“People were generally very friendly and open, but as a white minority in black Africa, I definitely stuck out,” Hoffmann says. “It really set a standard for how I like to approach otherness. I grew up with such a diversity of concepts and cultural contacts that I knew in my heart at an early age that in the end there’s only one spirit and one humanness.”
Hoffmann, now a well-known artist who shows her work internationally, attended Catholic missionary school in Cameroon, where her father was working as an engineer. When she returned to Germany to study sculpting at the Johann Wolfgang Goethe University in Frankfurt, she took the imagery and inspiration of Africa with her.
“Africa is such a magical continent — the colors and the flora and the fauna are just so potent there,” Hoffmann says. “I think I subliminally absorbed a lot of that.”
The impact of that imagery is evident in Hoffmann’s paintings, which often depict female figures transposed over delicate psychedelic geometry and shifting shapes of animals and snakes. Her work is often classified as “visionary art,” a term that Hoffmann believes can also be applied to the work of artists such as Hieronymus Bosch, William Blake and Salvador Dali.
“I like to say that visionary art is the oldest uninterrupted art form on the planet. You can trace it from the beginning of culture and humanity if you look at the early cave paintings that depicted shamanic scenes of transformation,” Hoffmann says. “Visionary art is the most direct type of art; it’s a tool for understanding spirit and otherworldliness.”
Hoffmann’s husband, internationally acclaimed painter Robert Venosa, is also often labeled as a visionary artist, although their styles and subject matter differ markedly.
“We both paint in a similar vein, but Robert likes to paint the astral planes, and my emphasis is on the inner planes and the mystical experience,” Hoffman says. “I like to bring awareness to how we can all access expanded states of consciousness, through meditation, shamanic work, or whatever it takes. It’s such an important thing to tap into right now as the Earth is going through so many changes. We really need to change our awareness as a planetary unit and a global community.”
In an effort to spread this message, Hoffmann and Venosa spend a majority of their time traveling around the world teaching workshops and doing live painting performances at music festivals. Their workshops focus on helping people tap into their own unhindered creativity while also teaching them modern approaches to time-tested painting techniques.

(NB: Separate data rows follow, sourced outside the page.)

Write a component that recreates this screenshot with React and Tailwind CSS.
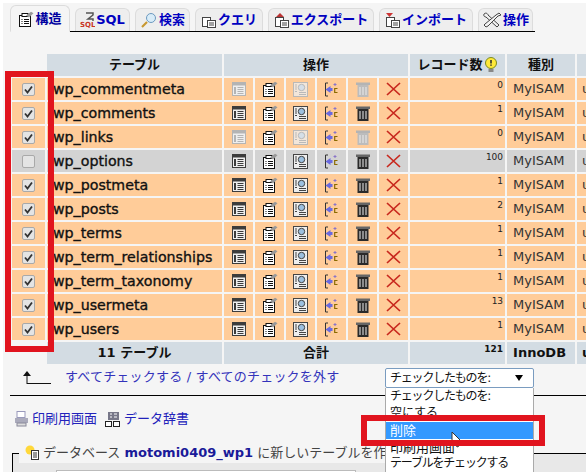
const FONT = "font-['DejaVu_Sans','Noto_Sans_CJK_JP',sans-serif]";

function Browse({ dim }) {
  const c = dim ? "#b4b4b4" : "#3c3c3c";
  return (
    <svg width="14" height="14" viewBox="0 0 14 14" className="block">
      <rect x="0.5" y="0.5" width="13" height="13" fill="#eee" stroke={c} />
      <rect x="1" y="1" width="12" height="2.5" fill={c} />
      <rect x="2" y="5" width="2" height="7" fill={c} />
      <path d="M5.5 5.5h6M5.5 7.5h6M5.5 9.5h6M5.5 11.5h6" stroke={c} />
    </svg>
  );
}
function Structure() {
  return (
    <svg width="16" height="16" viewBox="0 0 16 16" className="block">
      <rect x="1.5" y="4.5" width="11" height="11" fill="#fff" stroke="#111" />
      <rect x="4" y="2.5" width="6" height="3" fill="#fff" stroke="#111" />
      <path d="M3.5 8.5h1M6 8.5h5M3.5 10.5h1M6 10.5h5M3.5 12.5h1M6 12.5h5" stroke="#111" />
      <path d="M8 4.5L13 .7l2.5 1.5L11 6.5z" fill="#999" />
    </svg>
  );
}
function Search({ dim }) {
  const c = dim ? "#b9b9b9" : "#444";
  return (
    <svg width="15" height="15" viewBox="0 0 15 15" className="block">
      <rect x="0.5" y="0.5" width="14" height="14" fill={dim ? "#f2e6da" : "#eee"} stroke={c} />
      <circle cx="8.5" cy="5.5" r="3.2" fill={dim ? "#d5dfe8" : "#9cc0e0"} stroke={c} />
      <path d="M2 3h2M2 5h2M2 7h2M2 9.5h2M6 10.5h7M6 12.5h7" stroke={c} />
    </svg>
  );
}
function Insert() {
  return (
    <svg width="15" height="15" viewBox="0 0 15 15" className="block">
      <path d="M4 1H1.5v13H4" fill="none" stroke="#333" />
      <path d="M1.5 7.5l5-3.5v2h2v3h-2v2z" fill="#6a6ae0" />
      <path d="M13.5 6.5h-2.8v4h2.8" fill="none" stroke="#8a6a00" strokeWidth="1.2" />
      <path d="M11 1v3M9.5 2.5h3" stroke="#8a74c8" />
    </svg>
  );
}
function Trash({ dim }) {
  return (
    <svg width="14" height="15" viewBox="0 0 14 15" className="block">
      <rect x="0" y="0.5" width="14" height="2.5" fill={dim ? "#b4b4b4" : "#666"} />
      <path d="M1.5 3h11v12h-11z" fill={dim ? "#bcbcbc" : "#2a2a2a"} />
      <path d="M4 5v8M7 5v8M10 5v8" stroke={dim ? "#ececec" : "#eee"} />
    </svg>
  );
}
function Drop() {
  return (
    <svg width="15" height="14" viewBox="0 0 15 14" className="block">
      <path d="M1 1l13 12M14 1L1 13" stroke="#c8281e" strokeWidth="1.7" fill="none" />
    </svg>
  );
}
function Check({ on }) {
  return (
    <span className="flex h-[13px] w-[13px] items-center justify-center rounded-[2px] border border-[#a9a9a9] bg-[#e4e4e4]">
      {on && (
        <svg width="9" height="9" viewBox="0 0 9 9">
          <path d="M1 4.5l2.5 3L8 1.5" fill="none" stroke="#333" strokeWidth="1.8" />
        </svg>
      )}
    </span>
  );
}

const rows = [
  ["wp_commentmeta", "0", true, true],
  ["wp_comments", "1", true, false],
  ["wp_links", "0", true, true],
  ["wp_options", "100", false, false],
  ["wp_postmeta", "1", true, false],
  ["wp_posts", "2", true, false],
  ["wp_terms", "1", true, false],
  ["wp_term_relationships", "1", true, false],
  ["wp_term_taxonomy", "1", true, false],
  ["wp_usermeta", "13", true, false],
  ["wp_users", "1", true, false],
];

function Row({ name, count, on, dim }) {
  const bg = on ? "bg-[#ffcc99]" : "bg-[#d3d3d3]";
  const cell = `${bg} h-[22px] p-0`;
  const ic = "flex h-[22px] items-center justify-center";
  return (
    <tr>
      <td className={cell}><div className={ic}><Check on={on} /></div></td>
      <td className={`${cell} whitespace-nowrap pl-[6px] text-[14.2px] leading-[22px] text-[#111] [-webkit-text-stroke:0.35px_#111]`}>{name}</td>
      <td className={cell}><div className={ic}><Browse dim={dim} /></div></td>
      <td className={cell}><div className={ic}><Structure /></div></td>
      <td className={cell}><div className={ic}><Search dim={dim} /></div></td>
      <td className={cell}><div className={ic}><Insert /></div></td>
      <td className={cell}><div className={ic}><Trash dim={dim} /></div></td>
      <td className={cell}><div className={ic}><Drop /></div></td>
      <td className={`${cell} pr-[2px] text-right align-top text-[9px] leading-[14px] text-[#222]`}>{count}</td>
      <td className={`${cell} pl-[6px] text-[13px] leading-[22px] text-[#333]`}>MyISAM</td>
      <td className={`${cell} pl-[5px] text-[13px] leading-[22px] text-[#333]`}>utf8</td>
    </tr>
  );
}

function Tab({ icon, label, active, w }) {
  return (
    <div className={`flex items-center justify-center gap-[1px] rounded-t-[6px] border border-[#dcdcdc] text-[13px] font-semibold ${w} ${active ? "-mb-px h-[27px] border-b-[#f5f5f5] bg-[#f5f5f5] text-[#0000a0]" : "h-[23px] border-b-0 bg-[#eeeeee] text-[#0000c0]"}`}>
      {icon}
      <span>{label}</span>
    </div>
  );
}

function TabIcon({ color = "#444", kind }) {
  if (kind === "sql")
    return (
      <svg width="15" height="16" viewBox="0 0 15 16"><path d="M6 1h7v2L8 7h5v2" fill="none" stroke="#555" strokeWidth="1.5" /><text x="0" y="15" fontSize="7" fontWeight="700" fill="#c8341e">SQL</text></svg>
    );
  if (kind === "search")
    return (
      <svg width="18" height="16" viewBox="0 0 18 16"><circle cx="11" cy="6" r="4.5" fill="#d8ecf8" stroke="#6c9ac0" /><path d="M7 10l-5 5" stroke="#c89830" strokeWidth="2.2" /></svg>
    );
  if (kind === "ops")
    return (
      <svg width="20" height="16" viewBox="0 0 20 16">
        <path d="M2 2c2-2 4 0 4 1l11 10-2 2L4 5C3 5 1 4 2 2z" fill="#f2f2f2" stroke="#444" />
        <path d="M17 1l2 2-3 1L6 14l-2 1-2-2 1-1L14 3z" fill="#f2f2f2" stroke="#444" />
      </svg>
    );
  return (
    <svg width="16" height="15" viewBox="0 0 16 15">
      {kind === "export" && <path d="M6 0l4 4H2z" fill="#b33" />}
      {kind === "import" && <path d="M1 0h7L4.5 4z" fill="#c33" />}
      <rect x="1.5" y="4.5" width="8" height="9" fill="#fff" stroke={color} />
      <rect x="6.5" y="7.5" width="8" height="7" fill="#fff" stroke={color} />
      <path d="M8 10h5M8 12h5" stroke={color} />
    </svg>
  );
}

export default function App() {
  const th = "bg-[#d3dce3] h-[22px] p-0 text-center text-[13px] font-semibold text-[#111]";
  const tf = "bg-[#d3dce3] h-[22px] p-0 font-semibold text-[#111]";
  return (
    <div className={`relative box-border h-[472px] w-[586px] overflow-hidden border-l-[3px] border-t-[3px] border-white bg-[#f5f5f5] ${FONT}`}>
      <div className="ml-[7px] flex h-[29px] w-[525px] items-end gap-[5px] border-b border-black">
        <Tab active w="w-[60px]" label="構造" icon={<Structure />} />
        <Tab w="w-[55px]" label="SQL" icon={<TabIcon kind="sql" />} />
        <Tab w="w-[55px]" label="検索" icon={<TabIcon kind="search" />} />
        <Tab w="w-[68px]" label="クエリ" icon={<TabIcon kind="query" />} />
        <Tab w="w-[106px]" label="エクスポート" icon={<TabIcon kind="export" />} />
        <Tab w="w-[94px]" label="インポート" icon={<TabIcon kind="import" />} />
        <Tab w="w-[55px]" label="操作" icon={<TabIcon kind="ops" />} />
      </div>

      <table className="ml-[7px] mt-[20px] w-[612px] table-fixed border-separate border-spacing-[2px]">
        <colgroup>
          <col className="w-[33px]" />
          <col className="w-[175px]" />
          <col className="w-[29px]" />
          <col className="w-[29px]" />
          <col className="w-[29px]" />
          <col className="w-[29px]" />
          <col className="w-[29px]" />
          <col className="w-[29px]" />
          <col className="w-[95px]" />
          <col className="w-[68px]" />
          <col />
        </colgroup>
        <thead>
          <tr>
            <th className="p-0" />
            <th className={th}>テーブル</th>
            <th className={th} colSpan={6}>操作</th>
            <th className={th}>
              <span className="inline-flex items-center gap-[1px]">
                レコード数
                <svg width="14" height="16" viewBox="0 0 14 16">
                  <circle cx="7" cy="6" r="5.5" fill="#ffe93a" stroke="#7a8a20" />
                  <path d="M7 3v3.5M7 7.6v1.2" stroke="#333" strokeWidth="1.6" />
                  <rect x="4.5" y="12" width="5" height="3" fill="#888" />
                </svg>
              </span>
            </th>
            <th className={th}>種別</th>
            <th className={th} />
          </tr>
        </thead>
        <tbody>
          {rows.map((r) => (
            <Row key={r[0]} name={r[0]} count={r[1]} on={r[2]} dim={r[3]} />
          ))}
        </tbody>
        <tfoot>
          <tr>
            <td className="p-0" />
            <td className={`${tf} text-center text-[13px]`}>11 テーブル</td>
            <td className={`${tf} text-center text-[13px]`} colSpan={6}>合計</td>
            <td className={`${tf} pr-[2px] text-right align-top text-[9px] font-bold leading-[14px]`}>121</td>
            <td className={`${tf} pl-[6px] text-[13px]`}>InnoDB</td>
            <td className={`${tf} pl-[5px] text-[13px]`}>utf8</td>
          </tr>
        </tfoot>
      </table>

      <div className="ml-[18px] flex h-[22px] items-center gap-[14px] text-[13px] tracking-[0.2px] text-[#3333bb]">
        <svg width="30" height="14" viewBox="0 0 30 14" className="block">
          <path d="M6 14V3M6 13.5h24" stroke="#111" strokeWidth="1" fill="none" />
          <path d="M2 6l4-5 4 5z" fill="#111" />
        </svg>
        <span>すべてチェックする / すべてのチェックを外す</span>
      </div>
      <div className="ml-[7px] mt-[7px] h-px w-[576px] bg-black" />

      <div className="ml-[11px] mt-[13px] flex h-[19px] items-center gap-[8px] text-[13px] text-[#2222bb]">
        <span className="flex items-center gap-[3px]">
          <svg width="15" height="16" viewBox="0 0 15 16">
            <rect x="3" y="0.5" width="8" height="6" fill="#fff" stroke="#99b" />
            <path d="M1 7h13v5H1z" fill="#aab" />
            <rect x="3" y="12" width="9" height="3" fill="#ddd" stroke="#889" />
          </svg>
          印刷用画面
        </span>
        <span className="flex items-center gap-[3px]">
          <svg width="16" height="16" viewBox="0 0 16 16">
            <rect x="3" y="1" width="11" height="8" fill="#778" />
            <path d="M5 3h2M9 3h3M5 6h2M9 6h3" stroke="#fff" />
            <rect x="0.5" y="10.5" width="6" height="5" fill="#fff" stroke="#222" />
            <rect x="8.5" y="10.5" width="6" height="5" fill="#fff" stroke="#222" />
          </svg>
          データ辞書
        </span>
      </div>

      <div className="relative ml-[9px] mt-[25px] h-[40px] w-[574px] border-l border-t border-black bg-[#e8e8e8]">
        <div className="absolute -top-[11px] left-[6px] flex items-center gap-[3px] bg-[#f5f5f5] pl-[6px] pr-[1px] text-[13px] text-[#444]">
          <svg width="15" height="16" viewBox="0 0 15 16">
            <circle cx="5" cy="5" r="4.5" fill="#ffd83a" />
            <rect x="6.5" y="5.5" width="7" height="9" fill="#fff" stroke="#333" />
            <path d="M8 8h4M8 10h4M8 12h4" stroke="#333" />
          </svg>
          <span>データベース <b className="font-semibold text-[#1a1a99]">motomi0409_wp1</b> に新しいテーブルを作成する</span>
        </div>
        <div className="absolute left-[43px] top-[16px] h-[20px] w-[300px] border border-[#bbb] bg-white" />
      </div>

      {/* open select */}
      <div className="absolute left-[382px] top-[365px] w-[149px] text-[#111]">
        <div className="flex h-[20px] items-center justify-between rounded-[2px] border border-[#7a9cc0] bg-white pl-[4px] pr-[10px] text-[12px] tracking-[-1.2px]">
          <span>チェックしたものを:</span>
          <span className="h-0 w-0 border-x-[4px] border-t-[6px] border-x-transparent border-t-black" />
        </div>
        <div className="h-[85px] overflow-hidden border-x border-[#aaa] bg-white text-[12px] leading-[17px]">
          <div className="h-[17px] pl-[4px] tracking-[-1.2px]">チェックしたものを:</div>
          <div className="h-[17px] pl-[4px]">空にする</div>
          <div className="h-[17px] bg-[#3399ff] pl-[4px] text-[13px] text-white">削除</div>
          <div className="h-[16px] pl-[4px] text-[13px]">印刷用画面</div>
          <div className="h-[17px] whitespace-nowrap pl-[4px] tracking-[-1.2px]">テーブルをチェックする</div>
        </div>
      </div>

      {/* cursor */}
      <svg width="12" height="18" viewBox="0 0 12 18" className="absolute left-[448px] top-[428px]">
        <path d="M1 1v13l3-3 2 5 2-1-2-5h4z" fill="#fff" stroke="#333" />
      </svg>

      {/* red callouts */}
      <div className="absolute left-[2px] top-[68px] h-[281px] w-[49px] border-[6px] border-[#e1141e]" />
      <div className="absolute left-[358px] top-[412px] h-[31px] w-[184px] border-[6px] border-[#e1141e]" />
    </div>
  );
}
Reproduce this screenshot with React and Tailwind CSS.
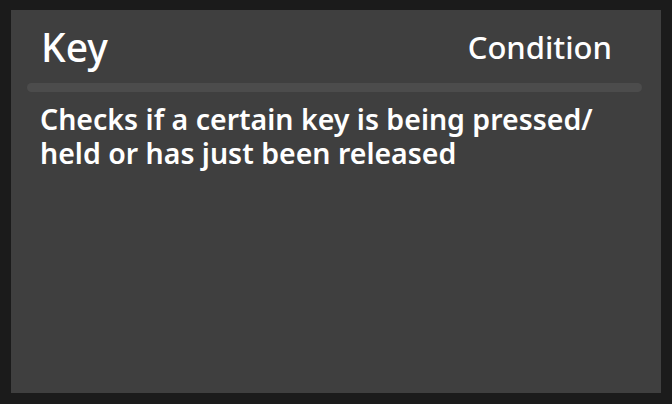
export default function App() {
  return (
    <div
      className="w-[672px] h-[404px] bg-[#1b1b1b] pt-[10px] pl-[11px] pr-[11px] pb-[11px]"
      style={{ fontFamily: '"Noto Sans", "Open Sans", sans-serif' }}
    >
      <div className="h-full bg-[#3f3f3f] pl-[16px] pr-[19px] pt-[12px] text-white">
        {/* Header */}
        <div className="flex items-start justify-between pl-[14px] pr-[30px] h-[61px]">
          <h1 className="text-[39px] leading-[50px] font-medium">Key</h1>
          <span className="text-[31px] leading-[50px] font-medium">Condition</span>
        </div>
        <div className="h-[9px] rounded-full bg-[#4c4c4c]" />
        <p className="mt-[10px] pl-[13px] text-[28.5px] leading-[34px] font-semibold">
          Checks if a certain key is being pressed/
          <br />
          held or has just been released
        </p>
      </div>
    </div>
  );
}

“Often there’s a tremendous amount of fear in people when they start with the creative process,” Hoffmann says. “Everyone has incredible insights within them at any given moment, and we’re just trying to offer people an approach to make those insights more available.”
When they’re not traveling and teaching, Hoffmann and Venosa spend their time painting in their home studios in Boulder.
“Boulder is a wonderful base. It offers the right combo of healthy organic lifestyle and good consciousness,” Hoffmann says. “People are very awake here, and they know what’s important in life: a healthy body, a healthy mind and a good spiritual base.”
Hoffmann is adamant that art has great value, not only as a transcendent experience, but also as a force that shapes and structures the material world.
“In mainstream society, art is considered a luxury, something that’s only acceptable for the chosen few. People think that artists just have a good time and goof off,” Hoffmann says. “Robert likes to say that if you look around, everything that you see was created by an artist at a certain point. Behind every object, there’s always an artist that combined functionality with a certain appealing shape. Art is the fundamental structure of our lives; it’s an amazing service.”